Emerging Technology Analyst
- Germany, Singapore and South Korea top BloombergNEF’s industrial digitalization ranking
- Strategies of high-ranking countries can be replicated in newly digitalizing nations
Our ability to generate, collect and use industrial data has skyrocketed in recent years as sensors, software and data science have improved. The manufacturing, energy, logistics and mining sectors will become more efficient and clean as a result of this digitalization – a process that is sparking interest in countries around the world.
BloombergNEF’s 2019 ranking reveals the industrial digitalization status of 40 countries and ranks them using metrics in investment, governance, workforce and technology. A high score indicates active digital efforts across industry and government, backed by the capital, skills and technology to scale further. The report includes full profiles for 19 leading countries, as well as analyses of strategies that can serve as models for newly digitalizing entities.
Clients can access the ‘Industrial Digitalization: National Strategies and Ranking’ report on The Terminal or on the web.
The ranking shows Europe and Asia are regional leaders. Of the top 10 scorers, four were European countries and four were Asian. Despite being home to leading technology and industrial companies, the U.S. ranked ninth. This is partially due to the absence of digital policy frameworks and other forms of government support.
Countries now becoming interested in digitalization can learn lessons from early starters. In particular, highly-ranked countries have examples of innovative policies, investment schemes and training programs that can be replicated.
Having a national policy helps set digitalization as a priority. Focusing on a few industries helps channel resources into the most strategic areas. Of the 40 countries covered in our research, 20 have dedicated digital industrial policies and 27 have AI strategies (see chart below).
Germany, which topped the ranking, was the first to release a national digital industrial strategy. Industrie 4.0 was adopted in 2011 and has since served as an example for other countries. The policy focuses on digitalizing Germany’s manufacturing sector, particularly in automotive manufacturing, one of the country’s historical strengths. The policy’s defined scope helps Germany focus efforts on sectors where it can best extend its lead.
The strategy of Singapore, ranked second, follows Germany’s model and targets manufacturing as well. Still, Singapore is unique in providing interactive digitalization tools rather than a static policy. Singapore’s Economic Development Board released several step-by-step guides for manufacturers to start and scale digital efforts. It also provides an assessment for companies to gauge which technology areas are most valuable to address. Singapore’s government is acutely focused on the needs of the private sector and its tools target the hurdles that individual companies face.
Governments and corporations are investing heavily in the digital transformation. This comes in the form of investment into research and development, private venture funding of digital technology startups, and public-private partnerships focused on technology development, applications, and training.

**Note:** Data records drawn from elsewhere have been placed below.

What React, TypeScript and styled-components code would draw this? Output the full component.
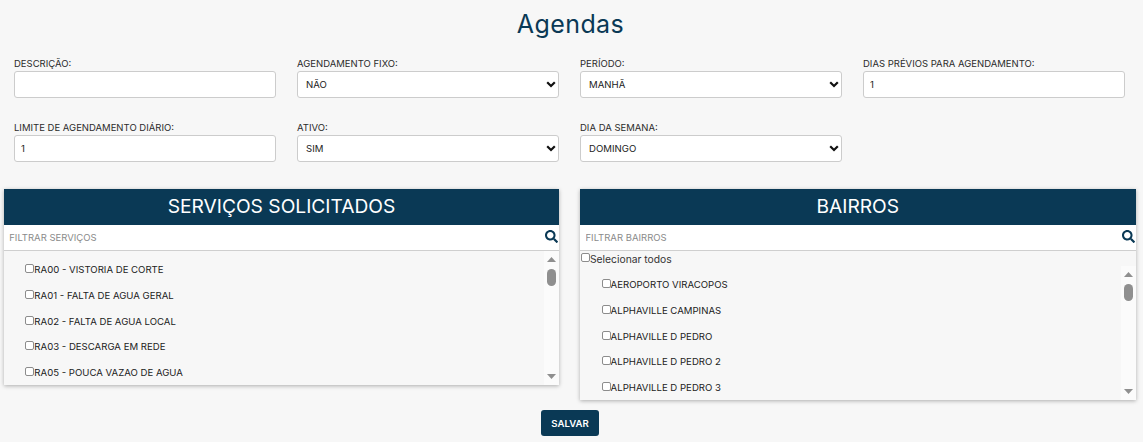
import React from "react";
import styled, { createGlobalStyle } from "styled-components";
import { FaSearch } from "react-icons/fa";

const navy = "#0a3955";
const fontStack = `Inter, "Open Sans", "Liberation Sans", sans-serif`;
const chevron = `url("data:image/svg+xml,%3Csvg xmlns='http://www.w3.org/2000/svg' width='10' height='7' viewBox='0 0 10 7'%3E%3Cpath d='M1.2 1.2 5 5l3.800-3.800' fill='none' stroke='%23111' stroke-width='2.2'/%3E%3C/svg%3E")`;

const GlobalStyle = createGlobalStyle`
  html, body {
    margin: 0;
    background: #f7f7f7;
    font-family: ${fontStack};
  }
  * { box-sizing: border-box; }
`;

const Page = styled.div`
  width: 1143px;
  height: 442px;
  overflow: hidden;
  display: flex;
  flex-direction: column;
`;

const Title = styled.h1`
  margin: 0;
  height: 57px;
  padding: 8px 2px 0 0;
  text-align: center;
  font-size: 25px;
  line-height: 32px;
  font-weight: 400;
  letter-spacing: 0.4px;
  color: ${navy};
`;

const FormGrid = styled.div`
  display: grid;
  grid-template-columns: repeat(4, 262px);
  column-gap: 21px;
  row-gap: 23px;
  padding: 0 14px;
  height: 132px;
  align-content: start;
`;

const Field = styled.div`
  display: flex;
  flex-direction: column;
`;

const Label = styled.label`
  height: 14px;
  font-size: 9.5px;
  line-height: 13px;
  color: #2b2b2b;
`;

const controlStyles = `
  width: 100%;
  height: 27px;
  border: 1px solid #cccccc;
  border-radius: 3px;
  background-color: #ffffff;
  font-family: ${fontStack};
  font-size: 9.6px;
  color: #222222;
  outline: none;
`;

const TextInput = styled.input`
  ${controlStyles}
  padding: 0 6px;
`;

const Select = styled.select`
  ${controlStyles}
  padding: 0 8px;
  appearance: none;
  background-image: ${chevron};
  background-repeat: no-repeat;
  background-position: right 2px center;
`;

const Panels = styled.div`
  display: flex;
  align-items: flex-start;
  gap: 20.75px;
  padding-left: 3.75px;
`;

const Panel = styled.section`
  width: 555.5px;
  display: flex;
  flex-direction: column;
  box-shadow: 0 1px 4px rgba(0, 0, 0, 0.3);
`;

const PanelHeader = styled.h2`
  margin: 0;
  height: 36px;
  background: ${navy};
  color: #ffffff;
  text-align: center;
  font-size: 19.2px;
  line-height: 35px;
  font-weight: 400;
`;

const FilterBar = styled.div`
  height: 26px;
  display: flex;
  align-items: center;
  padding: 0 1px 0 5.5px;
  background: #ffffff;
  border-bottom: 1px solid #cfcfcf;
`;

const FilterInput = styled.input`
  flex: 1;
  padding: 0;
  border: 0;
  outline: none;
  background: transparent;
  font-family: ${fontStack};
  font-size: 9.5px;
  color: #333333;
  &::placeholder {
    color: #8a8a8a;
    opacity: 1;
  }
`;

const SearchIcon = styled(FaSearch)`
  width: 13px;
  height: 13px;
  margin-bottom: 3px;
  color: ${navy};
`;

const SelectAll = styled.label`
  height: 15px;
  display: flex;
  align-items: center;
  padding-left: 1px;
  font-size: 10.3px;
  color: #333333;
`;

const Body = styled.div`
  display: flex;
  height: 134px;
`;

const List = styled.ul`
  flex: 1;
  margin: 0;
  padding: 6px 0 0 21.6px;
  list-style: none;
  overflow: hidden;
`;

const Item = styled.li`
  height: 25.7px;
  display: flex;
  align-items: center;
  font-size: 9.6px;
  color: #222222;
`;

const Check = styled.input.attrs({ type: "checkbox" })`
  appearance: none;
  width: 9px;
  height: 9px;
  margin: 0 0 2px;
  flex: none;
  border: 1px solid #8c8c8c;
  border-radius: 2px;
  background: #ffffff;
`;

const Scrollbar = styled.div`
  width: 15px;
  display: flex;
  flex-direction: column;
  align-items: center;
  background: #fbfbfb;
  padding: 6px 0;
`;

const Thumb = styled.div`
  width: 9px;
  height: 17px;
  margin-top: 7px;
  border-radius: 5px;
  background: #8f8f8f;
`;

const Arrow = styled.svg`
  width: 9px;
  height: 5px;
  fill: #8f8f8f;
  &:last-child {
    margin-top: auto;
  }
`;

const Footer = styled.div`
  display: flex;
  justify-content: center;
  padding: 10px 3px 0 0;
`;

const SaveButton = styled.button`
  width: 58px;
  height: 26px;
  border: 0;
  border-radius: 3px;
  background: ${navy};
  color: #ffffff;
  font-family: ${fontStack};
  font-size: 9.6px;
  font-weight: 600;
`;

const ServiceItems = [
  "RA00 - VISTORIA DE CORTE",
  "RA01 - FALTA DE AGUA GERAL",
  "RA02 - FALTA DE AGUA LOCAL",
  "RA03 - DESCARGA EM REDE",
  "RA05 - POUCA VAZAO DE AGUA",
];

const NeighborhoodItems = [
  "AEROPORTO VIRACOPOS",
  "ALPHAVILLE CAMPINAS",
  "ALPHAVILLE D PEDRO",
  "ALPHAVILLE D PEDRO 2",
  "ALPHAVILLE D PEDRO 3",
];

function CheckList({ items }: { items: string[] }) {
  return (
    <Body>
      <List>
        {items.map((item) => (
          <Item key={item}>
            <Check />
            {item}
          </Item>
        ))}
      </List>
      <Scrollbar>
        <Arrow viewBox="0 0 9 5">
          <path d="M4.5 0 9 5H0z" />
        </Arrow>
        <Thumb />
        <Arrow viewBox="0 0 9 5">
          <path d="M0 0h9L4.500 5z" />
        </Arrow>
      </Scrollbar>
    </Body>
  );
}

function SelectField({ label, value }: { label: string; value: string }) {
  return (
    <Field>
      <Label>{label}</Label>
      <Select defaultValue={value}>
        <option>{value}</option>
      </Select>
    </Field>
  );
}

function InputField({ label, value }: { label: string; value: string }) {
  return (
    <Field>
      <Label>{label}</Label>
      <TextInput defaultValue={value} />
    </Field>
  );
}

export default function App() {
  return (
    <Page>
      <GlobalStyle />
      <Title>Agendas</Title>
      <FormGrid>
        <InputField label="DESCRIÇÃO:" value="" />
        <SelectField label="AGENDAMENTO FIXO:" value="NÃO" />
        <SelectField label="PERÍODO:" value="MANHÃ" />
        <InputField label="DIAS PRÉVIOS PARA AGENDAMENTO:" value="1" />
        <InputField label="LIMITE DE AGENDAMENTO DIÁRIO:" value="1" />
        <SelectField label="ATIVO:" value="SIM" />
        <SelectField label="DIA DA SEMANA:" value="DOMINGO" />
      </FormGrid>
      <Panels>
        <Panel>
          <PanelHeader>SERVIÇOS SOLICITADOS</PanelHeader>
          <FilterBar>
            <FilterInput placeholder="FILTRAR SERVIÇOS" />
            <SearchIcon />
          </FilterBar>
          <CheckList items={ServiceItems} />
        </Panel>
        <Panel>
          <PanelHeader>BAIRROS</PanelHeader>
          <FilterBar>
            <FilterInput placeholder="FILTRAR BAIRROS" />
            <SearchIcon />
          </FilterBar>
          <SelectAll>
            <Check />
            Selecionar todos
          </SelectAll>
          <CheckList items={NeighborhoodItems} />
        </Panel>
      </Panels>
      <Footer>
        <SaveButton>SALVAR</SaveButton>
      </Footer>
    </Page>
  );
}
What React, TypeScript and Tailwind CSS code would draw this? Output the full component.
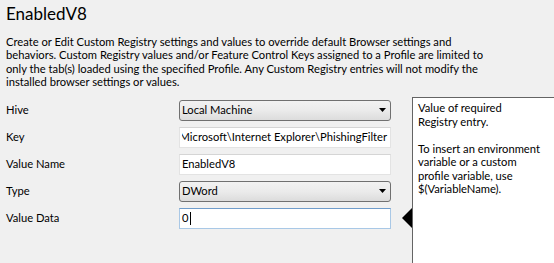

In the U.A.E., ranked 16, Dubai’s Future Accelerators is an investment program in which the government highlights challenges the country faces in IoT, mobility and clean energy. It invites startups to submit proposals that are vetted for investment and implementation. This program considers a business need first and foremost, and is an effective vehicle for introducing digital innovation into government operations.
Investment in innovation hubs is another popular way to accelerate digitalization. The Industry 4.0 Testlabs in Australia, ranked 13, are scattered across academic institutions in the county. These labs provide spaces where businesses and researchers can come together to trial Industry 4.0 technologies, all while training the next generation of workers. Open-access labs provide a non-competitive place to experiment and are an incubator for innovation.
Finally, the future digital economy will require new skills in areas such as data science, AI and robotics. To prepare for this demand, many corporations have partnered with research universities to start programs in emerging technologies.
Siemens, the German industrial group, partnered with South Africa’s government to launch a digital mining incubator at Wits University. It aims to train experts in digital technologies for South Africa’s strategic mining sector.
France, which ranked eighth, has taken a slightly different route and focuses on attracting the best global talent. France’s tech visa fast-tracks residence permits for technology workers who want to relocate to France. Designing new curriculums and retraining French workers is necessary but it will be years before industry sees the results. Attracting existing top talent may be faster.